Grasping for Words




How easy is to describe the various tastes and aromas of honey? Over the last few months I’ve handed out thousands of samples of honey to people who’ve attended trade fairs, or who’ve stopped by during a honey promotion day at a store. There’s tasting, maybe a facial reaction to the taste, hopefully a ”mmmm!”, more tasting, and then perhaps a little chat about the tasting experience. The talking bit is where words become important. How can we talk about it words that properly descibe the different tastes ? What if we want to say more than ”that tastes nice”, ” sweet” or ”interesting”? How can we talk about so it get’s a bit closer to the truth of how the honey really is? We need to find words that somehow capture the fleeting taste experience given to us by our senses. A description can’t come close to the experience of actually tasting something, but the right words can really help; they let us communicate our experiences with each other. That’s what makes them so important.

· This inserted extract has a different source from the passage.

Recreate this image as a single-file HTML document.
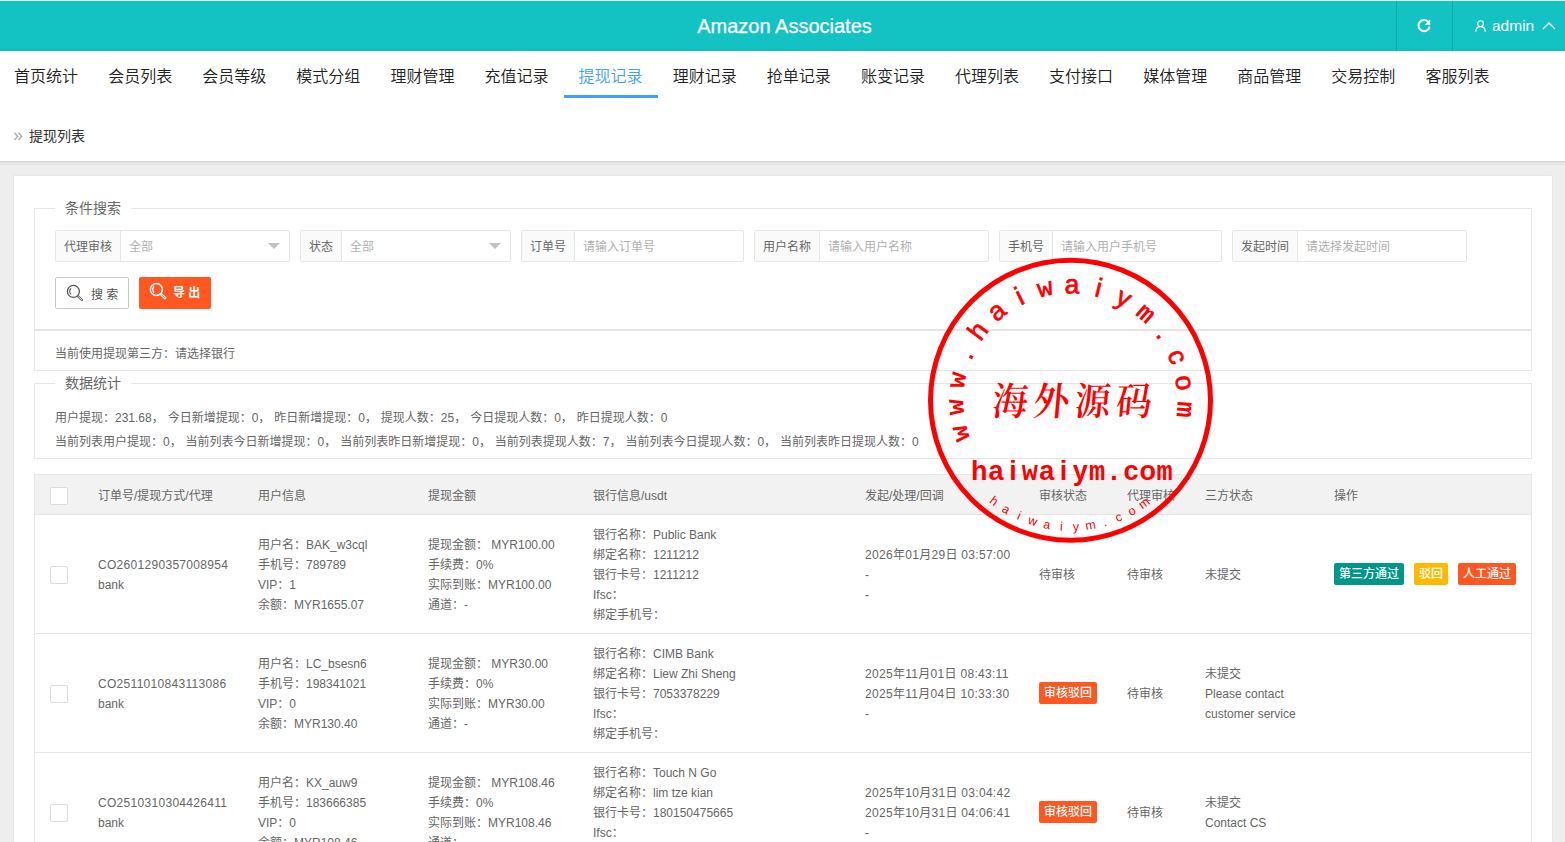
<!DOCTYPE html>
<html lang="zh-CN">
<head>
<meta charset="utf-8">
<title>Amazon Associates</title>
<style>
*{box-sizing:border-box;margin:0;padding:0}
html,body{width:1565px;height:842px;overflow:hidden}
body{background:#eeeeee;font-family:"Liberation Sans","Noto Sans CJK SC",sans-serif;font-size:12px;color:#666;position:relative}
.top{position:absolute;left:0;top:0;width:1565px;height:51px;background:#13c2c3;color:#fff;border-top:1px solid #f6e4e2}
.top .title{position:absolute;left:0;width:1569px;top:0;line-height:50px;text-align:center;font-size:20px;-webkit-text-stroke:.25px #fff}
.top .ref{position:absolute;left:1396px;top:0;width:56px;height:50px;border-left:1px solid #0ea8a9;}
.top .usr{position:absolute;left:1452px;top:0;width:113px;height:50px;border-left:1px solid #0ea8a9;font-size:15.5px;line-height:49px}
.head{position:absolute;left:-10px;top:51px;width:1585px;padding-left:10px;height:110px;background:#fff;box-shadow:0 1px 4px rgba(0,0,0,.16)}
.nav{position:absolute;left:9px;top:0;height:47px;white-space:nowrap}
.nav span{display:inline-block;width:94.1px;text-align:center;font-size:16px;line-height:52px;height:47px;color:#222;font-weight:350;vertical-align:top}
.nav span.on{color:#409eff;border-bottom:3px solid #409eff}
.crumb{position:absolute;left:24px;top:75px;font-size:14px;color:#333;line-height:20px}
.crumb i{font-style:normal;color:#aaa;display:inline-block;width:15px;font-size:18px;line-height:20px;vertical-align:top;position:relative;top:-1px;left:-1px}
.card{position:absolute;left:14px;top:176px;width:1538px;height:700px;background:#fff;box-shadow:0 0 2px rgba(0,0,0,.1)}
.fs{position:absolute;left:20px;width:1498px;border:1px solid #e6e6e6}
.fs .lg{position:absolute;left:20px;top:-11px;background:#fff;padding:0 10px;font-size:14px;line-height:20px;color:#666}
.grp{position:absolute;top:21px;height:32px;border:1px solid #e6e6e6;border-radius:2px;background:#fff;display:flex;font-size:12px;line-height:33px;overflow:hidden}
.grp .lb{background:#fafafa;border-right:1px solid #e6e6e6;padding:0 8px;color:#666;white-space:nowrap}
.grp .ph{padding-left:8px;color:#b0b0b0;flex:1;position:relative}
.grp .ph.sel:after{content:"";position:absolute;right:9px;top:12px;border:6px solid transparent;border-top-color:#c2c2c2;border-bottom-width:0}
.btn{position:absolute;top:68px;height:32px;border-radius:2px;font-size:12px;line-height:30px}
.tbl{position:absolute;left:20px;top:298px;width:1498px;border:1px solid #e6e6e6;border-bottom:0}
.tr{display:flex;border-bottom:1px solid #e6e6e6;height:119px;align-items:center}
.tr.th{height:40px;background:#f2f2f2}
.tr .td{position:relative;top:1px}
.n{letter-spacing:.3px}
.td{padding:0 15px;line-height:20px;white-space:nowrap;flex:none}
.cb{display:block;width:18px;height:18px;border:1px solid #dcdcdc;border-radius:2px;background:#fff}
.tag{display:inline-block;height:22px;line-height:23px;padding:0 5px;border-radius:2px;color:#fff;font-size:12px;vertical-align:middle;position:relative;top:-1px;font-weight:500}
</style>
</head>
<body>
<div class="top">
  <div class="title">Amazon Associates</div>
  <div class="ref"><svg width="18" height="18" viewBox="0 0 18 18" style="position:absolute;left:18px;top:16px"><path d="M13.6 5.2 A5.6 5.6 0 1 0 14.6 9.6" fill="none" stroke="#fff" stroke-width="2.1"/><path d="M15.2 2.6 L15.2 8 L9.8 8 Z" fill="#fff"/></svg></div>
  <div class="usr"><svg width="13" height="13" viewBox="0 0 14 14" style="position:absolute;left:21px;top:18px"><circle cx="7" cy="5" r="3.1" fill="none" stroke="#fff" stroke-width="1.3"/><path d="M1.9 13.6 C1.9 9.6 4.4 8.1 7 8.1 C9.6 8.1 12.1 9.6 12.1 13.6" fill="none" stroke="#fff" stroke-width="1.3"/></svg><span style="position:absolute;left:39px;top:0">admin</span><svg width="16" height="10" viewBox="0 0 16 10" style="position:absolute;left:88px;top:20px"><path d="M2 8 L8 2 L14 8" fill="none" stroke="#fff" stroke-width="1.3"/></svg></div>
</div>
<div class="head">
  <div class="nav"><span>首页统计</span><span>会员列表</span><span>会员等级</span><span>模式分组</span><span>理财管理</span><span>充值记录</span><span class="on">提现记录</span><span>理财记录</span><span>抢单记录</span><span>账变记录</span><span>代理列表</span><span>支付接口</span><span>媒体管理</span><span>商品管理</span><span>交易控制</span><span>客服列表</span></div>
  <div class="crumb"><i>»</i>提现列表</div>
</div>
<div class="card">
  <div class="fs" style="top:32px;height:122px">
    <div class="lg">条件搜索</div>
    <div class="grp" style="left:20px;width:235px"><div class="lb">代理审核</div><div class="ph sel">全部</div></div>
    <div class="grp" style="left:265px;width:211px"><div class="lb">状态</div><div class="ph sel">全部</div></div>
    <div class="grp" style="left:486px;width:223px"><div class="lb">订单号</div><div class="ph">请输入订单号</div></div>
    <div class="grp" style="left:719px;width:235px"><div class="lb">用户名称</div><div class="ph">请输入用户名称</div></div>
    <div class="grp" style="left:964px;width:223px"><div class="lb">手机号</div><div class="ph">请输入用户手机号</div></div>
    <div class="grp" style="left:1197px;width:235px"><div class="lb">发起时间</div><div class="ph">请选择发起时间</div></div>
    <div class="btn b1" style="left:20px;width:74px;border:1px solid #c9c9c9;background:#fff;color:#555"><svg width="20" height="20" viewBox="0 0 20 20" style="position:absolute;left:9px;top:5px"><circle cx="8.4" cy="8.4" r="6" fill="none" stroke="#555" stroke-width="1.3"/><path d="M6.1 5.4 A3.9 3.9 0 0 0 6.1 11.4" fill="none" stroke="#555" stroke-width="1.1"/><path d="M13.2 13.4 L17 17" stroke="#666" stroke-width="2.4" stroke-linecap="round"/><path d="M13.5 13.7 L16.8 16.8" stroke="#fff" stroke-width=".8" stroke-linecap="round"/></svg><span style="position:absolute;left:35px;top:2px">搜 索</span></div>
    <div class="btn b2" style="left:104px;width:72px;background:#ff5722;color:#fff"><svg width="20" height="20" viewBox="0 0 20 20" style="position:absolute;left:9px;top:4px"><circle cx="8.4" cy="8.4" r="6" fill="none" stroke="#fff" stroke-width="1.5"/><path d="M6.1 5.4 A3.9 3.9 0 0 0 6.1 11.4" fill="none" stroke="#fff" stroke-width="1.3"/><path d="M13.2 13.4 L17 17" stroke="#fff" stroke-width="2.6" stroke-linecap="round"/><path d="M13.6 13.8 L16.7 16.7" stroke="#ff5722" stroke-width=".7" stroke-linecap="round"/></svg><span style="position:absolute;left:34px;top:1px;font-weight:bold">导 出</span></div>
  </div>
  <div class="fs" style="top:154px;height:41px;border-top-color:#e2e2e2"><div class="ln" style="position:absolute;left:20px;top:13px;line-height:20px">当前使用提现第三方：请选择银行</div></div>
  <div class="fs" style="top:207px;height:76px">
    <div class="lg">数据统计</div>
    <div class="ln" style="position:absolute;left:20px;top:22px;line-height:24px;white-space:nowrap;word-spacing:.6px">用户提现：231.68， 今日新增提现：0， 昨日新增提现：0， 提现人数：25， 今日提现人数：0， 昨日提现人数：0<br>当前列表用户提现：0， 当前列表今日新增提现：0， 当前列表昨日新增提现：0， 当前列表提现人数：7， 当前列表今日提现人数：0， 当前列表昨日提现人数：0</div>
  </div>
  <div class="tbl">
    <div class="tr th">
      <div class="td" style="width:48px"><i class="cb"></i></div>
      <div class="td" style="width:160px">订单号/提现方式/代理</div>
      <div class="td" style="width:170px">用户信息</div>
      <div class="td" style="width:165px">提现金额</div>
      <div class="td" style="width:272px">银行信息/usdt</div>
      <div class="td" style="width:174px">发起/处理/回调</div>
      <div class="td" style="width:88px">审核状态</div>
      <div class="td" style="width:78px">代理审核</div>
      <div class="td" style="width:129px">三方状态</div>
      <div class="td" style="width:212px">操作</div>
    </div>
    <div class="tr">
      <div class="td" style="width:48px"><i class="cb"></i></div>
      <div class="td" style="width:160px"><span class="n">CO2601290357008954</span><br>bank</div>
      <div class="td" style="width:170px">用户名：BAK_w3cql<br>手机号：789789<br>VIP：1<br>余额：MYR1655.07</div>
      <div class="td" style="width:165px">提现金额： MYR100.00<br>手续费：0%<br>实际到账：MYR100.00<br>通道：-</div>
      <div class="td" style="width:272px">银行名称：Public Bank<br>绑定名称：1211212<br>银行卡号：1211212<br>Ifsc：<br>绑定手机号：</div>
      <div class="td" style="width:174px"><span class="n">2026年01月29日 03:57:00</span><br>-<br>-</div>
      <div class="td" style="width:88px">待审核</div>
      <div class="td" style="width:78px">待审核</div>
      <div class="td" style="width:129px">未提交</div>
      <div class="td" style="width:212px"><span class="tag" style="background:#009688">第三方通过</span><span class="tag" style="background:#ffb800;margin-left:10px">驳回</span><span class="tag" style="background:#ff5722;margin-left:10px">人工通过</span></div>
    </div>
    <div class="tr">
      <div class="td" style="width:48px"><i class="cb"></i></div>
      <div class="td" style="width:160px"><span class="n">CO2511010843113086</span><br>bank</div>
      <div class="td" style="width:170px">用户名：LC_bsesn6<br>手机号：198341021<br>VIP：0<br>余额：MYR130.40</div>
      <div class="td" style="width:165px">提现金额： MYR30.00<br>手续费：0%<br>实际到账：MYR30.00<br>通道：-</div>
      <div class="td" style="width:272px">银行名称：CIMB Bank<br>绑定名称：Liew Zhi Sheng<br>银行卡号：7053378229<br>Ifsc：<br>绑定手机号：</div>
      <div class="td" style="width:174px"><span class="n">2025年11月01日 08:43:11</span><br><span class="n">2025年11月04日 10:33:30</span><br>-</div>
      <div class="td" style="width:88px"><span class="tag" style="background:#ff5722">审核驳回</span></div>
      <div class="td" style="width:78px">待审核</div>
      <div class="td" style="width:129px">未提交<br>Please contact<br>customer service</div>
      <div class="td" style="width:212px"></div>
    </div>
    <div class="tr">
      <div class="td" style="width:48px"><i class="cb"></i></div>
      <div class="td" style="width:160px"><span class="n">CO2510310304426411</span><br>bank</div>
      <div class="td" style="width:170px">用户名：KX_auw9<br>手机号：183666385<br>VIP：0<br>余额：MYR108.46</div>
      <div class="td" style="width:165px">提现金额： MYR108.46<br>手续费：0%<br>实际到账：MYR108.46<br>通道：-</div>
      <div class="td" style="width:272px">银行名称：Touch N Go<br>绑定名称：lim tze kian<br>银行卡号：180150475665<br>Ifsc：<br>绑定手机号：</div>
      <div class="td" style="width:174px"><span class="n">2025年10月31日 03:04:42</span><br><span class="n">2025年10月31日 04:06:41</span><br>-</div>
      <div class="td" style="width:88px"><span class="tag" style="background:#ff5722">审核驳回</span></div>
      <div class="td" style="width:78px">待审核</div>
      <div class="td" style="width:129px">未提交<br>Contact CS</div>
      <div class="td" style="width:212px"></div>
    </div>
  </div>
</div>
<svg class="stamp" width="1565" height="842" viewBox="0 0 1565 842" style="position:absolute;left:0;top:0;pointer-events:none">
<circle cx="1070.50" cy="400.35" r="140.0" fill="none" stroke="#ff0000" stroke-width="5.0"/>
<text font-family="Liberation Sans, sans-serif" font-size="26.5" fill="#ff0000" stroke="#ff0000" stroke-width="0.7" x="970.3 964.1 963.8 970.9 980.6 996.6 1020.7 1039.1 1064.4 1093.7 1114.0 1134.6 1155.3 1167.0 1175.1 1177.8" y="438.7 414.4 389.3 361.0 341.9 322.6 305.6 297.7 293.3 295.8 302.4 314.3 335.0 353.7 376.7 401.0" rotate="-106.7 -93.3 -79.9 -66.4 -53.0 -39.6 -26.2 -12.8 0.7 14.1 27.5 40.9 54.3 67.8 81.2 94.6"><tspan font-family="Liberation Mono, monospace" font-weight="bold" stroke-width="0">www</tspan>.hai<tspan font-family="Liberation Mono, monospace" font-weight="bold" stroke-width="0">w</tspan>aiy<tspan font-family="Liberation Mono, monospace" font-weight="bold" stroke-width="0">m</tspan>.co<tspan font-family="Liberation Mono, monospace" font-weight="bold" stroke-width="0">m</tspan></text>
<text font-family="Noto Serif CJK SC, serif" font-weight="600" font-size="38.5" fill="#ff0000" transform="translate(1073.8 414.6) skewX(-5) scale(0.93 1)" letter-spacing="5.9" text-anchor="middle" x="0" y="0">海外源码</text>
<text font-family="Liberation Sans, sans-serif" font-weight="bold" font-size="27" fill="#ff0000" x="971.1 988.6 1009.2 1021.7 1039.2 1059.7 1072.8 1089.1 1110.3 1123.4 1139.5 1156.4" y="480.2">hai<tspan font-family="Liberation Mono, monospace">w</tspan>aiy<tspan font-family="Liberation Mono, monospace">m</tspan>.co<tspan font-family="Liberation Mono, monospace">m</tspan></text>
<text font-family="Liberation Sans, sans-serif" font-size="12.5" fill="#ff0000" x="988.8 1001.1 1016.2 1027.3 1042.8 1059.8 1073.1 1086.1 1104.3 1117.3 1130.7 1142.3" y="502.2 510.9 519.0 523.6 527.9 530.4 530.9 530.0 526.4 522.2 516.2 509.5" rotate="37.2 30.6 24.0 17.3 10.7 4.1 -2.5 -9.1 -15.8 -22.4 -29.0 -35.6">haiwaiym.com</text>
</svg>
</body>
</html>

I always struggled for the right words. ”Try this, it’s really different than that one”, or ”this one’s really unusual”, or ”this one’s sooo nice!”. It’s all true on a basic level, but doesn’t do any more than scratch the surface. Thankfully someone came to my rescue. At the recent Copenhagen Food Fair I met Elizabeth Rasmussen, who knows all about this stuff. She stood at the Helt stand, tasted some honey, and began using wonderful words like ”malt” and ”oak” and ”molasses”. These are words that I’d never linked with honey, but when I heard them they immediately made sense to me. They made an instant connection with my memory of the honies; I could almost taste them.
It turned out Elizabeth had studied gastronomy and is an expert in describing taste and aroma. She kindly offered to make taste and aroma profiles for all the Helts. These are now to be found on this website.
So thank you, Elizabeth, for translating the myriad flavours of Helt into words. We’re well on our way to becoming honey-buffs.